Toutefois, un premier examen montre que l’idée n’est pas sans fondement. Premièrement, le barreau de Marne-la-Vallée permet aux trains à grande vitesse d’éviter la capitale française ce qui permet un gain de temps appréciable. Dans le cas où un arrêt à Paris serait néanmoins envisagé, il semble possible d’éviter une correspondance. D’autre part, le succès commercial de l’Eurostar entre Paris/Bruxelles/Amsterdam et Londres montre qu’il est possible d’instituer des contrôles d’accès de type Schengen dans des gares moyennant néanmoins des investissements appropriés. Enfin, si le temps de parcours d’une ligne directe parait rédhibitoire (5 à 6 heures), il faut se souvenir que la plupart des aéroports londoniens sont situés relativement loin du centre de Londres et que les contrôles d’accès des aéroports sont de plus en plus complexes et longs. Par conséquent, les trajets de « porte-à-porte » avec l’avion pourraient être similaires à ceux d’un train direct entre l’Arc lémanique et la capitale du Royaume-Uni.

Cela dit, pour pouvoir (re-)gagner des parts de marchés, il faudra surtout que le rail gagne en compétitivité. Or, les facteurs décisifs de cette course à la compétitivité ne seront pas uniquement liés au temps de parcours. Les facteurs-prix et la qualité du service (confort, ponctualité, commodité des horaires etc.) joueront aussi un grand rôle. Dans ces domaines, le secteur ferroviaire a certainement une carte à jouer, particulièrement s’il accepte de se plier aux règles de la concurrence européenne, dont on voit bien les effets positifs au sein de l’UE. Dans ces conditions, le train pourrait enfin concurrencer l’avion. C’est d’autant plus vrai que la qualité du service n’est pas toujours à la hauteur dans le secteur aérien, particulièrement au sein des compagnies aériennes à bas coût. Notons aussi que les effets positifs d’une offre ferroviaire plus compétitive ne se limiteraient pas à une augmentation du bien-être des passagers mais pourraient aussi se mesurer à l’aune de la diminution des émissions de gaz à effet de serre. A ce sujet, rappelons que le train (même à grande vitesse) demeure un moyen de transport bien moins carboné que l’avion.

A ce stade, il reste encore beaucoup d’étapes avant que l’idée d’une ligne ferroviaire directe entre l’Arc lémanique et Londres puisse se matérialiser. Tout se jouera à Berne, notamment lors de la conception de la prochaine étape d’aménagement et lors des débats qui suivront aux Chambres. En effet, il s’agit là de questions liées aux compétences fédérales.

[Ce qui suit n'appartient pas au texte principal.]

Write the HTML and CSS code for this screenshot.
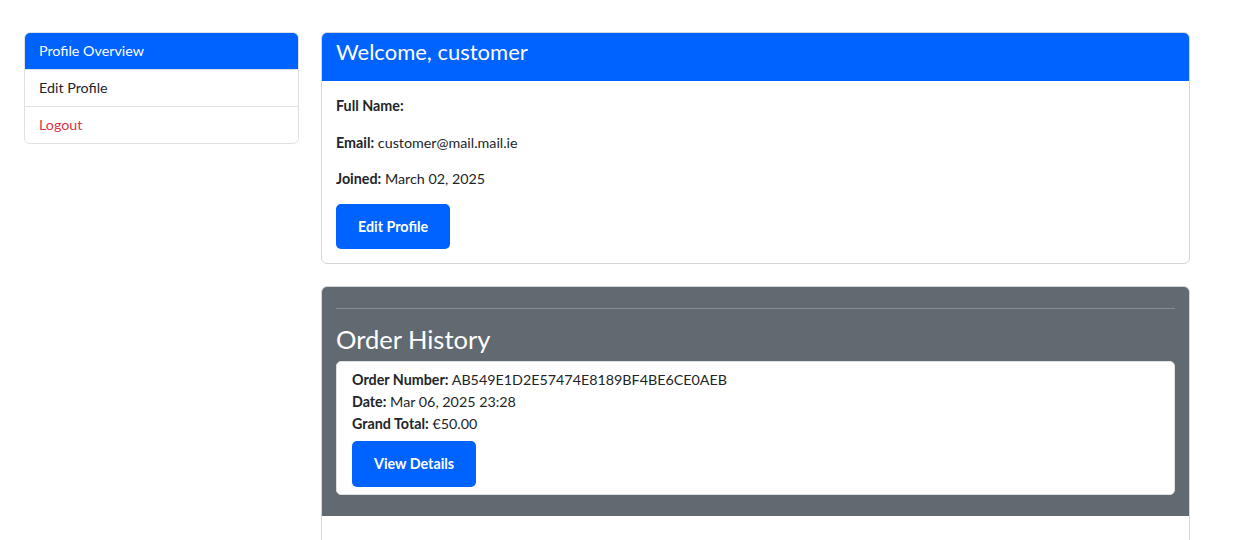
FILE: index.html
```html
<!DOCTYPE html>
<html lang="en">
<head>
<meta charset="utf-8">
<title>Profile</title>
<link rel="stylesheet" href="styles.css">
</head>
<body>
<div class="page">
  <aside class="sidebar">
    <nav class="list-group">
      <a class="list-item active" href="#">Profile Overview</a>
      <a class="list-item" href="#">Edit Profile</a>
      <a class="list-item danger" href="#">Logout</a>
    </nav>
  </aside>
  <main class="main">
    <section class="card">
      <div class="card-header blue">
        <h3 class="welcome">Welcome, customer</h3>
      </div>
      <div class="card-body">
        <p class="field"><strong>Full Name:</strong> </p>
        <p class="field"><strong>Email:</strong> customer@mail.mail.ie</p>
        <p class="field"><strong>Joined:</strong> March 02, 2025</p>
        <a class="btn" href="#">Edit Profile</a>
      </div>
    </section>
    <section class="card orders">
      <div class="orders-header">
        <hr class="rule">
        <h2 class="orders-title">Order History</h2>
        <div class="order">
          <div class="order-line"><strong>Order Number:</strong> AB549E1D2E57474E8189BF4BE6CE0AEB</div>
          <div class="order-line"><strong>Date:</strong> Mar 06, 2025 23:28</div>
          <div class="order-line"><strong>Grand Total:</strong> €50.00</div>
          <a class="btn btn-details" href="#">View Details</a>
        </div>
      </div>
      <div class="orders-rest"></div>
    </section>
  </main>
</div>
</body>
</html>
```
FILE: styles.css
```css
* { box-sizing: border-box; }
html, body {
  margin: 0;
  padding: 0;
  background: #fff;
  font-family: Lato, "Noto Sans", "Liberation Sans", sans-serif;
  font-size: 14.3px;
  line-height: 21px;
  color: #212529;
}
.page {
  display: flex;
  align-items: flex-start;
  gap: 22px;
  padding: 32px 0 0 24px;
}
.sidebar { width: 275px; flex: none; }
.list-group {
  display: flex;
  flex-direction: column;
  border: 1px solid #dee2e6;
  border-radius: 6px;
  overflow: hidden;
}
.list-item {
  display: block;
  padding: 8px 14px;
  color: #212529;
  text-decoration: none;
  border-top: 1px solid #dee2e6;
  line-height: 20px;
}
.list-item:first-child { border-top: none; }
.list-item.active {
  background: #0062ff;
  color: #fff;
  margin: -1px -1px 0;
  padding-left: 15px;
  padding-top: 9px;
}
.list-item.danger { color: #dc3545; }

.main {
  width: 869px;
  flex: none;
  display: flex;
  flex-direction: column;
  gap: 22px;
}
.card {
  border: 1px solid #d6d6d6;
  border-radius: 6px;
  overflow: hidden;
  background: #fff;
}
.card-header.blue {
  background: #0062ff;
  color: #fff;
  padding: 7px 14px 8px;
  margin: -1px -1px 0;
}
.welcome {
  margin: 0 0 8px;
  padding-left: 1px;
  font-size: 22px;
  line-height: 26px;
  font-weight: 400;
}
.card-body { padding: 14px 14px 14px; }
.field { margin: 0 0 15.5px; }
.field:last-of-type { margin-bottom: 14.5px; }
.field strong { font-weight: 700; }
.btn {
  display: inline-block;
  background: #0062ff;
  color: #fff;
  font-weight: 700;
  text-decoration: none;
  padding: 12px 22px;
  line-height: 21px;
  border-radius: 5px;
}
.orders-header {
  background: #616a71;
  margin: -1px -1px 0;
  padding: 22px 15px 21px;
}
.rule {
  border: none;
  border-top: 1px solid #858c92;
  margin: 0 0 14px;
}
.orders-title {
  margin: 0 0 6px;
  color: #fff;
  font-size: 25.5px;
  line-height: 32px;
  font-weight: 400;
}
.order {
  background: #fff;
  border-radius: 5px;
  border: 1px solid #e0e0e0;
  padding: 7px 15px 7px;
}
.order-line { line-height: 22px; }
.btn-details {
  margin-top: 6px;
  line-height: 22px;
  padding: 12px 22px;
}
.orders-rest { height: 40px; }
```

Notons aussi que la Berne fédérale semble prête à explorer l’éventualité d’une ouverture du marché des lignes ferroviaires internationales. Malheureusement, cette hypothèse est décriée par les syndicats qui adoptent une position dogmatique sur la question et qui ne peut que nuire à tout report modal. En d’autres termes, si les cantons ont bien la possibilité de faire des propositions, ce sont néanmoins les autorités fédérales qui joueront les premiers rôles…et qui auront le dernier mot. Cette situation plaide d’ailleurs en faveur du dépôt d’une motion « relais » lors des prochaines sessions parlementaires par un parlementaire vaudois ou genevois.